Calculation of Superdiffusion for the Chirikov-Taylor Model

TL;DR

This paper analytically derives the superdiffusion coefficient in the Chirikov-Taylor model, revealing how elliptic islands cause enhanced diffusion, supported by numerical simulations.

Contribution

It introduces a differential form of the Perron-Frobenius operator that separates normal diffusion from superdiffusion, enabling analytical calculation of the superdiffusion coefficient.

Findings

Superdiffusion coefficient derived analytically with a Schloemilch series

Exponent for divergence is β=3/2

Numerical simulations confirm analytical results

Abstract

It is widely known that the paradigmatic Chirikov-Taylor model presents enhanced diffusion for specific intervals of its stochasticity parameter due to islands of stability, which are elliptic orbits surrounding accelerator mode fixed points. In contrast with normal diffusion, its effect has never been analytically calculated.
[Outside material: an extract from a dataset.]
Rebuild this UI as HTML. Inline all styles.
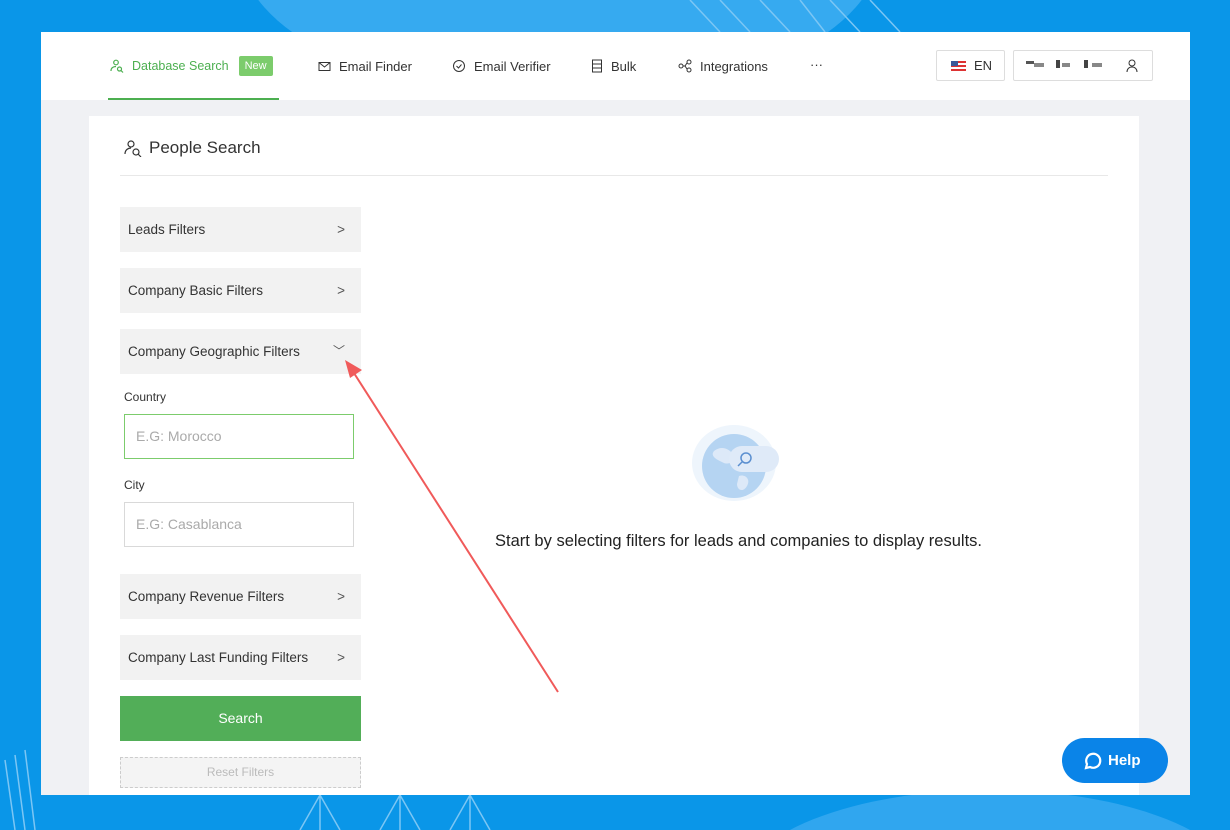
<!DOCTYPE html>
<html style="width:1230px;height:830px;overflow:hidden"><head><meta charset="utf-8"><style>
*{box-sizing:border-box;margin:0;padding:0}
body{width:1230px;height:830px;overflow:hidden;background:#0a96e8;font-family:"Liberation Sans",sans-serif;position:relative}
.bg{position:absolute;left:0;top:0;width:1230px;height:830px;overflow:hidden}
.blob{position:absolute;border-radius:50%}
.card{position:absolute;left:41px;top:32px;width:1149px;height:763px;background:#f0f1f4}
.hdr{position:absolute;left:0;top:0;width:1149px;height:68px;background:#fff}
.nav{position:absolute;top:26px;font-size:13px;color:#333;display:flex;align-items:center;gap:8px;height:16px}
.panel{position:absolute;left:48px;top:84px;width:1050px;height:679px;background:#fff}
.acc{position:absolute;left:31px;width:241px;height:45px;background:#f2f2f2;font-size:13.5px;color:#333;padding:0 0 0 8px;line-height:45px}
.acc span{position:absolute;right:16px;top:0;color:#555}
.lbl{position:absolute;left:35px;font-size:12px;color:#333}
.inp{position:absolute;left:35px;width:230px;height:45px;border:1px solid #d9d9d9;font-size:14px;color:#aaa;padding-left:11px;line-height:43px;background:#fff}
</style></head><body>
<div class="bg">
<div class="blob" style="left:240px;top:-200px;width:640px;height:300px;background:#36aaf0;border-radius:0 0 50% 50%"></div>
<div class="blob" style="left:740px;top:790px;width:500px;height:200px;background:#30a6ef"></div>
<svg style="position:absolute;left:0;top:0" width="1230" height="830">
<g stroke="#7cc6f4" stroke-width="1.5" fill="none">
<path d="M690 0 L720 32 M720 0 L750 32 M760 0 L790 32 M800 0 L825 32 M830 0 L860 32 M870 0 L900 32"/>
<path d="M320 795 L300 830 M320 795 L340 830 M320 795 V830 M400 795 L380 830 M400 795 L420 830 M400 795 V830 M470 795 L450 830 M470 795 L490 830 M470 795 V830"/>
<path d="M5 760 L15 830 M15 755 L25 830 M25 750 L35 830"/>
</g></svg>
</div>
<div class="card">
<div class="hdr">
<div class="nav" style="left:69px;color:#4caf50;font-size:12.5px"><svg width="14" height="14" viewBox="0 0 14 14" fill="none" stroke="#4caf50" stroke-width="1.2"><circle cx="6" cy="3.5" r="2.3"/><path d="M1 12c0-3 2-4.5 5-4.5"/><circle cx="9.5" cy="10" r="2"/><path d="M11 11.5l2 2"/></svg>Database Search<span style="background:#7ccc6c;color:#fff;font-size:11px;padding:4px 6px;border-radius:2px;margin-left:2px">New</span></div>
<div style="position:absolute;left:67px;top:66px;width:171px;height:2px;background:#4caf50"></div>
<div class="nav" style="left:277px"><svg width="13" height="13" viewBox="0 0 13 13" fill="none" stroke="#333"><rect x="1" y="2.5" width="11" height="8"/><path d="M1 2.5l5.5 4.5 5.5-4.5"/></svg>Email Finder</div>
<div class="nav" style="left:411px"><svg width="14" height="14" viewBox="0 0 14 14" fill="none" stroke="#333"><circle cx="7" cy="7" r="5.5"/><path d="M4.5 7l2 2 3-3.5"/></svg>Email Verifier</div>
<div class="nav" style="left:550px"><svg width="12" height="14" viewBox="0 0 12 14" fill="none" stroke="#333"><rect x="1.5" y="1" width="9" height="12"/><path d="M1.5 5h9M1.5 9h9"/></svg>Bulk</div>
<div class="nav" style="left:637px"><svg width="14" height="14" viewBox="0 0 14 14" fill="none" stroke="#333"><circle cx="3" cy="7" r="2"/><circle cx="11" cy="3" r="2"/><circle cx="11" cy="11" r="2"/><path d="M5 7h2M7 7l2-3M7 7l2 3"/></svg>Integrations</div>
<div class="nav" style="left:769px;top:24px">···</div>
<div style="position:absolute;left:895px;top:18px;width:69px;height:31px;border:1px solid #ddd;border-radius:2px;font-size:13px;color:#333;line-height:29px;padding-left:14px"><span style="display:inline-block;width:15px;height:10px;background:repeating-linear-gradient(#d33 0 2px,#fff 2px 4px);position:relative;vertical-align:-1px;margin-right:8px"><span style="position:absolute;left:0;top:0;width:7px;height:5px;background:#3b5998"></span></span>EN</div>
<div style="position:absolute;left:972px;top:18px;width:140px;height:31px;border:1px solid #ddd;border-radius:2px;font-size:13px;color:#333;line-height:29px;padding-left:14px"><span style="position:absolute;left:12px;top:10px;width:8px;height:3px;background:#555"></span><span style="position:absolute;left:20px;top:12px;width:10px;height:4px;background:#888"></span><span style="position:absolute;left:42px;top:9px;width:4px;height:8px;background:#444"></span><span style="position:absolute;left:48px;top:12px;width:8px;height:4px;background:#888"></span><span style="position:absolute;left:70px;top:9px;width:4px;height:8px;background:#444"></span><span style="position:absolute;left:78px;top:12px;width:10px;height:4px;background:#888"></span><svg style="position:absolute;right:14px;top:8px" width="12" height="14" viewBox="0 0 12 14" fill="none" stroke="#333"><circle cx="6" cy="4" r="3"/><path d="M1 13c0-3 2-5 5-5s5 2 5 5"/></svg></div>
</div>
<div class="panel">
<div style="position:absolute;left:34px;top:22px;font-size:17px;color:#333;display:flex;align-items:center;gap:6px"><svg width="20" height="18" viewBox="0 0 20 18" fill="none" stroke="#333" stroke-width="1.2"><circle cx="8" cy="5" r="3"/><path d="M2 15c0-4 3-6 6-6"/><circle cx="13" cy="13" r="3"/><path d="M15 15l3 3"/></svg>People Search</div>
<div style="position:absolute;left:31px;top:59px;width:988px;height:1px;background:#e8e8e8"></div>
<div class="acc" style="top:91px">Leads Filters<span>&gt;</span></div>
<div class="acc" style="top:152px">Company Basic Filters<span>&gt;</span></div>
<div class="acc" style="top:213px">Company Geographic Filters<span style="font-size:12px">﹀</span></div>
<div class="lbl" style="top:274px">Country</div>
<div class="inp" style="top:298px;border-color:#7ccc6c">E.G: Morocco</div>
<div class="lbl" style="top:362px">City</div>
<div class="inp" style="top:386px">E.G: Casablanca</div>
<div class="acc" style="top:458px">Company Revenue Filters<span>&gt;</span></div>
<div class="acc" style="top:519px">Company Last Funding Filters<span>&gt;</span></div>
<div style="position:absolute;left:31px;top:580px;width:241px;height:45px;background:#52ae58;color:#fff;font-size:14px;text-align:center;line-height:45px">Search</div>
<div style="position:absolute;left:31px;top:641px;width:241px;height:31px;background:#f4f4f4;border:1px dashed #ccc;color:#bbb;font-size:12px;text-align:center;line-height:29px">Reset Filters</div>
<svg style="position:absolute;left:600px;top:305px" width="95" height="85" viewBox="0 0 95 85"><ellipse cx="45" cy="42" rx="42" ry="38" fill="#eef5fc"/><circle cx="45" cy="45" r="32" fill="#b5d4f2"/><path d="M25 30c8-6 15-2 20 4s-6 10-10 8-15-6-10-12z" fill="#dde9f8"/><path d="M50 55c6-2 12 3 8 10s-10 4-10-2z" fill="#dde9f8"/><rect x="40" y="25" width="50" height="26" rx="13" fill="#dfeaf8"/><circle cx="57" cy="37" r="5" fill="none" stroke="#5b8fd0" stroke-width="1.5"/><path d="M53 41l-4 4" stroke="#5b8fd0" stroke-width="1.5"/></svg>
<div style="position:absolute;left:406px;top:416px;font-size:16.5px;color:#222">Start by selecting filters for leads and companies to display results.</div>
</div>
<div style="position:absolute;left:1021px;top:706px;width:106px;height:45px;border-radius:23px;background:#0a84e8;color:#fff;font-weight:bold;font-size:15px;line-height:45px;padding-left:46px">Help<svg style="position:absolute;left:20px;top:13px" width="20" height="20" viewBox="0 0 20 20" fill="none" stroke="#fff" stroke-width="2.2"><path d="M4 17l1-4A7 7 0 1 1 8 16z"/></svg></div>
</div>
<svg style="position:absolute;left:0;top:0" width="1230" height="830"><path d="M558 692 L352 370" stroke="#f05a5a" stroke-width="2"/><path d="M345 360 L362 370 L350 378z" fill="#f05a5a"/></svg>
</body></html>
Here, we introduce a differential form for the Perron-Frobenius evolution operator in which normal diffusion and superdiffusion are treated separately through phases formed by angular wave numbers. The superdiffusion coefficient is then calculated analytically resulting in a Schloemilch series with an exponent $\beta=3/2$ for the divergences. Numerical simulations support our results.